Thursday, January 29, 2009

Allergy vs. Intolerance...which is which?

This is in response to Eli, who left me a comment asking me to talk a little more about the difference between a food allergy and a food intolerance.

Apologies all around! I forget that while I was a Pecanbread moderator, I answered the same questions over and over...and over and over. LOL. Now that I have my blog, sometimes I am tired of explaining before I even start, so I skip over stuff. Thank you, Eli, for calling me on it.

What's a food allergy, anyway?

A true food allergy generally shows up on a skin test. This is the test that most people are familiar with. It tests for IgE, which is an immediate reaction. This is a true allergy -- generally the anaphylactic kind, but hives can also be a symptom of true allergy. I do not know of anyone who has been healed of a "true" food allergy on SCD.

The skin tests, of course, can be wrong. An acquaintance of mine had a life-threatening allergic reaction to shellfish, went to the emergency room, and tested negative to shellfish allergy right then and there. Do you know what the doctors did? They shrugged and told him to never eat shellfish again.

Here is a page that explains IgE testing. It is the most common because it identifies life-threatening allergies. The other forms of allergy testing are not generally covered by insurance.

In Breaking the Vicious Cycle, Elaine Gottschall urged people to stay away from foods to which they were truly allergic. Do not eat foods that you are allergic to.

So what's an intolerance?

The second type of allergy testing is IgG testing, which tests for antibodies that don't show up as a reaction on a IgE test. These are usually intolerances that can be healed (at least to some degree) while on SCD.

It also helps to mention that almost all of these tests suffer from a fair degree of inaccuracy -- you may show up as allergic to something and have no allergy to it at all, and vice versa.

Here's a page that explains the drawbacks to IgG testing:

Elaine didn't put much stock into allergy testing. She said at one point that some people who were following the diet and getting well decided to get allergy tests. They were horrified at the result. They were getting better, but the tests indicated they should avoid the foods that were making them well.

In the category of hugely important and catastrophic intolerances, I'd like to mention celiac disease. CD is a genetic intolerance to wheat, but it is not an allergy. So, gluten could be ripping your digestive system to shreds while the allergy test calmly insists that you have no problem with gluten at all.

So, I personally will have to define an intolerance as something that YOU have a reaction to -- something YOU can measure, not the lab. Who cares if the allergy test says beef is fine for you, if you get horrible stomach pains after eating it?
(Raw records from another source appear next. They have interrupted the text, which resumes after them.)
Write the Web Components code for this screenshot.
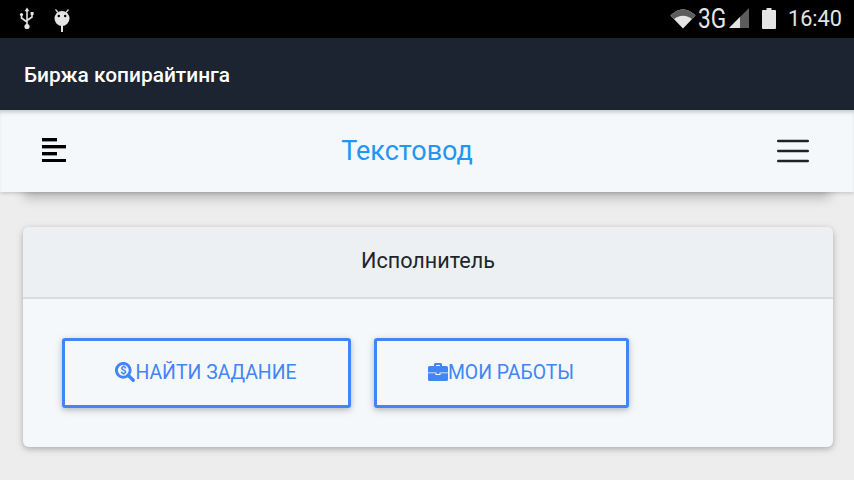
<!DOCTYPE html>
<html lang="ru">
<head>
<meta charset="utf-8">
<title>Текстовод</title>
<style>
  html, body { margin: 0; height: 100%; }
  body { background: #ededed; font-family: Roboto, "Liberation Sans", sans-serif; overflow: hidden; }
</style>
</head>
<body>
<status-bar></status-bar>
<app-title>Биржа копирайтинга</app-title>
<top-nav>Текстовод</top-nav>
<role-card heading="Исполнитель">
  <action-button icon="search" style="width:289px">НАЙТИ ЗАДАНИЕ</action-button>
  <action-button icon="case" style="width:255px">МОИ РАБОТЫ</action-button>
</role-card>

<script>
class StatusBar extends HTMLElement {
  constructor() {
    super();
    this.attachShadow({ mode: "open" });
    this.shadowRoot.innerHTML = `
<style>
:host { display: flex; align-items: center; height: 38px; background: #000; color: #e4e4e4; padding: 0 12px 0 19px; }
svg { display: block; flex-shrink: 0; }
.usb { margin-right: 18px; }
.sp { flex: 1; }
.up { margin-top: -2px; }
.net { display: block; width: 28px; font-size: 27px; font-weight: 400; line-height: 38px; margin-left: 2px; margin-top: -1px; transform: scaleX(.84); transform-origin: left center; white-space: nowrap; }
.sig { margin-left: 3px; }
.bat { margin-left: 13px; }
.time { font-size: 21.7px; line-height: 38px; margin-left: 12px; }
</style>
<svg class="usb" width="16" height="24" viewBox="0 0 16 24" fill="none" stroke="#e4e4e4" stroke-width="1.6">
  <path d="M8 3v15M8 15L2.5 11V8M8 13.5l5-3.500V7.500"/>
  <path d="M8 .5L5.6 4.2h4.800z" fill="#e4e4e4" stroke="none"/>
  <circle cx="8" cy="19.500" r="2.600" fill="#e4e4e4" stroke="none"/>
  <circle cx="2.500" cy="7.500" r="1.600" fill="#e4e4e4" stroke="none"/>
  <rect x="11.600" y="5" width="3" height="3" fill="#e4e4e4" stroke="none"/>
</svg>
<svg width="18" height="26" viewBox="0 0 18 26">
  <path d="M2.500 3.500L5 6.500M15.500 3.500L13 6.500" stroke="#e4e4e4" stroke-width="1.200" fill="none"/>
  <circle cx="9" cy="12.500" r="7.500" fill="#e4e4e4"/>
  <circle cx="5.800" cy="10" r="1.200" fill="#000"/><circle cx="12.200" cy="10" r="1.200" fill="#000"/>
  <rect x="8" y="19" width="2" height="7" fill="#e4e4e4"/>
</svg>
<div class="sp"></div>
<svg width="26" height="20" viewBox="0 0 26 20">
  <path d="M.5 6.500C3.800 3.200 8 .5 13 .5s9.200 2.700 12.500 6L13 19.500z" fill="#e4e4e4"/>
  <path d="M.5 6.500C3.800 3.200 8 .5 13 .5s9.200 2.700 12.500 6L22 10.200C19.700 8 16.600 6.700 13 6.700S6.300 8 4 10.200z" fill="#5c5c5c"/>
</svg>
<span class="net">3G</span>
<svg class="sig up" width="20" height="20" viewBox="0 0 20 20">
  <path d="M0 20L20 0v20z" fill="#5c5c5c"/>
  <path d="M0 20L11 9v11z" fill="#e4e4e4"/>
</svg>
<svg class="bat up" width="14" height="21" viewBox="0 0 14 21">
  <path d="M4.500 0h5v2H13a1 1 0 0 1 1 1v17a1 1 0 0 1-1 1H1a1 1 0 0 1-1-1V3a1 1 0 0 1 1-1h3.500z" fill="#e4e4e4"/>
</svg>
<span class="time">16:40</span>`;
  }
}

class AppTitle extends HTMLElement {
  constructor() {
    super();
    this.attachShadow({ mode: "open" });
    this.shadowRoot.innerHTML = `
<style>
:host { display: flex; align-items: center; height: 72px; background: #1c2331; color: #fff; padding: 2px 0 0 24px; font-size: 20.9px; font-weight: 500; box-sizing: border-box; }
</style>
<slot></slot>`;
  }
}

class TopNav extends HTMLElement {
  constructor() {
    super();
    this.attachShadow({ mode: "open" });
    this.shadowRoot.innerHTML = `
<style>
:host { display: block; position: relative; z-index: 1; height: 82px; background: #f4f8fb; box-shadow: 0 1px 4px rgba(0,0,0,.2), 0 30px 12px -24px rgba(0,0,0,.22), inset 0 4px 4px -2px rgba(0,0,0,.2); }
.row { display: flex; align-items: center; justify-content: space-between; height: 100%; padding: 0 45px 0 42px; }
.brand { color: #2196f3; font-size: 27px; margin-right: 28px; }
svg { display: block; }
.left { margin-top: -2px; }
</style>
<div class="row">
  <svg class="left" width="24" height="24" viewBox="0 0 24 24" fill="#000">
    <rect y="0" width="15" height="3.400"/><rect y="7" width="24" height="3.400"/>
    <rect y="14" width="15" height="3.400"/><rect y="21" width="24" height="3"/>
  </svg>
  <span class="brand"><slot></slot></span>
  <svg width="33" height="24" viewBox="0 0 33 24" fill="none" stroke="#222" stroke-width="2.400" stroke-linecap="round">
    <path d="M2.200 2h29.600M2.200 12h29.600M2.200 22h29.600"/>
  </svg>
</div>`;
  }
}

class RoleCard extends HTMLElement {
  constructor() {
    super();
    this.attachShadow({ mode: "open" });
    this.shadowRoot.innerHTML = `
<style>
:host { display: block; margin: 35px 21px 0 23px; height: 220px; background: #f4f8fb; border-radius: 6px; overflow: hidden; box-shadow: 0 2px 5px rgba(0,0,0,.18), 0 2px 10px rgba(0,0,0,.12); }
.head { height: 66px; padding-bottom: 4px; display: flex; align-items: center; justify-content: center; background: #ecf0f2; border-bottom: 2px solid #d9dcde; color: #212529; font-size: 21.6px; }
.body { display: flex; gap: 23px; padding: 39px 39px 0; }
</style>
<div class="head"></div>
<div class="body"><slot></slot></div>`;
    this.shadowRoot.querySelector(".head").textContent = this.getAttribute("heading");
  }
}

const ICONS = {
  search: `<svg width="20" height="20" viewBox="0 0 20 20">
    <circle cx="8.300" cy="8.300" r="6.900" fill="none" stroke="#4285f4" stroke-width="2.900"/>
    <path d="M13.200 13.200l5 5" stroke="#4285f4" stroke-width="3.400" stroke-linecap="round"/>
    <text x="8.300" y="12.200" font-size="11" font-weight="700" text-anchor="middle" fill="#4285f4">$</text>
  </svg>`,
  case: `<svg width="20" height="18" viewBox="0 0 20 18" fill="#4285f4">
    <path d="M6 3V1.500A1.500 1.500 0 0 1 7.500 0h5A1.500 1.500 0 0 1 14 1.500V3h4.500A1.500 1.500 0 0 1 20 4.500V9.500H0V4.500A1.500 1.500 0 0 1 1.500 3zm2-1v1h4V2z" fill-rule="evenodd"/>
    <path d="M0 10.300h7.500v1.700h5v-1.700H20v6.200a1.500 1.500 0 0 1-1.500 1.500h-17A1.500 1.500 0 0 1 0 16.500z"/>
    <rect x="8.500" y="8.500" width="3" height="2.500"/>
  </svg>`,
};

class ActionButton extends HTMLElement {
  constructor() {
    super();
    this.attachShadow({ mode: "open" });
    this.shadowRoot.innerHTML = `
<style>
:host { display: flex; align-items: center; justify-content: center; box-sizing: border-box; height: 70px; padding: 0 1px 2px 0; border: 3px solid #4285f4; border-radius: 3px; background: #f4f8fb; color: #4285f4; font-size: 19.4px; box-shadow: 0 2px 5px rgba(0,0,0,.16), 0 2px 10px rgba(0,0,0,.12); }
svg { display: block; flex-shrink: 0; }
</style>
${ICONS[this.getAttribute("icon")] || ""}<slot></slot>`;
  }
}

customElements.define("status-bar", StatusBar);
customElements.define("app-title", AppTitle);
customElements.define("top-nav", TopNav);
customElements.define("role-card", RoleCard);
customElements.define("action-button", ActionButton);
</script>
</body>
</html>
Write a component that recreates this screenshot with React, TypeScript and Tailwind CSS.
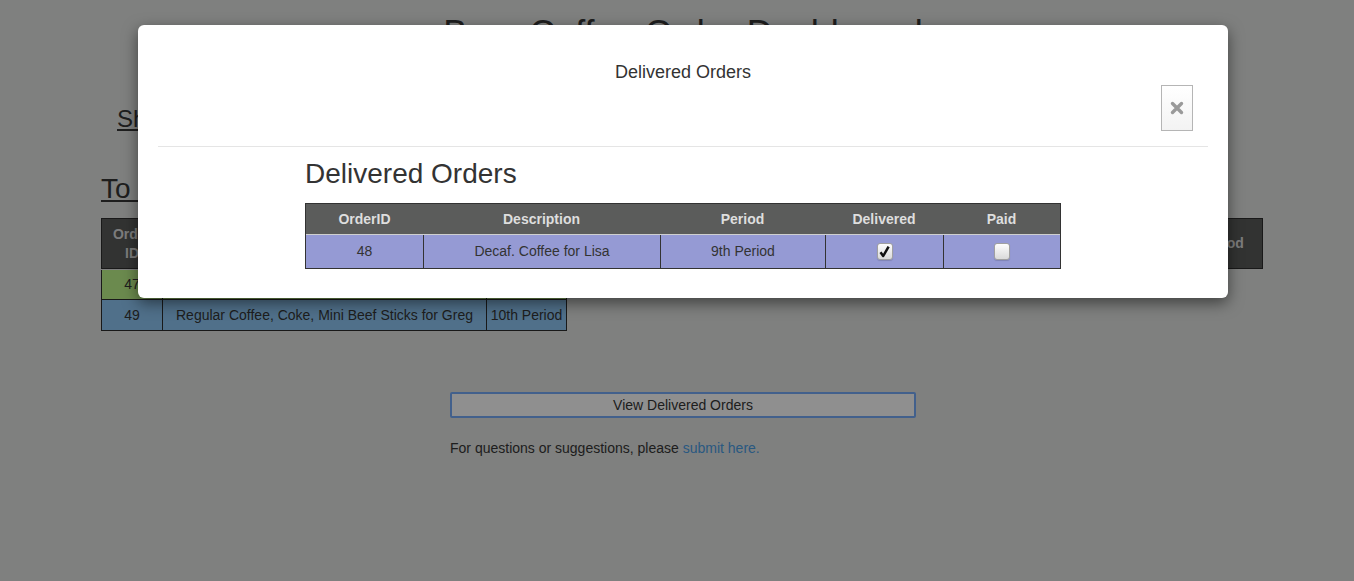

But my personal favorite way to distinguish between the two is with this little phrase:

If you're allergic to a food and you eat it, it could kill you. If you're intolerant to a food and you eat it, you'll just WANT to die.

Thank you for writing, Eli. I hope that helps. :)


Eli said...

Yes, it does, thanks.
And I appreciate that it seems some SCD people have moved beyond Elaine's bacteria hypothesis (which is not really supported by data), and recognized that some of what's diagnosed as Chron's/Colitis might actually just be (genetic) intolerances for certain things.
I personally suspect that there are a number of different variants on these disorders since different people can tolerate different things on the SCD [which is kind of a least-common-denominator approach]. If I wasn't busy pursuing other research, in a different field, this might be something interesting to at least try and classify.

The SCD girl said...

It's hard to say for sure. Currently, my rheumatoid arthritis is being treated with antibiotics (more information at

I do believe other things can be and are at work in a variety of other conditions which seem to have no known cure or cause (molecular mimicry comes to mind), but...there are only so many hours in the day for my research as well. :/

I would like to go back through my copy of Breaking the Vicious Cycle soon to see if there's evidence to support your statement about Elaine's bacteria hypothesis.

I know most medical research doesn't support a whole host of possible autism causes, but I doubt they're really invested in anything that can't make the medical industry a fast buck, you know?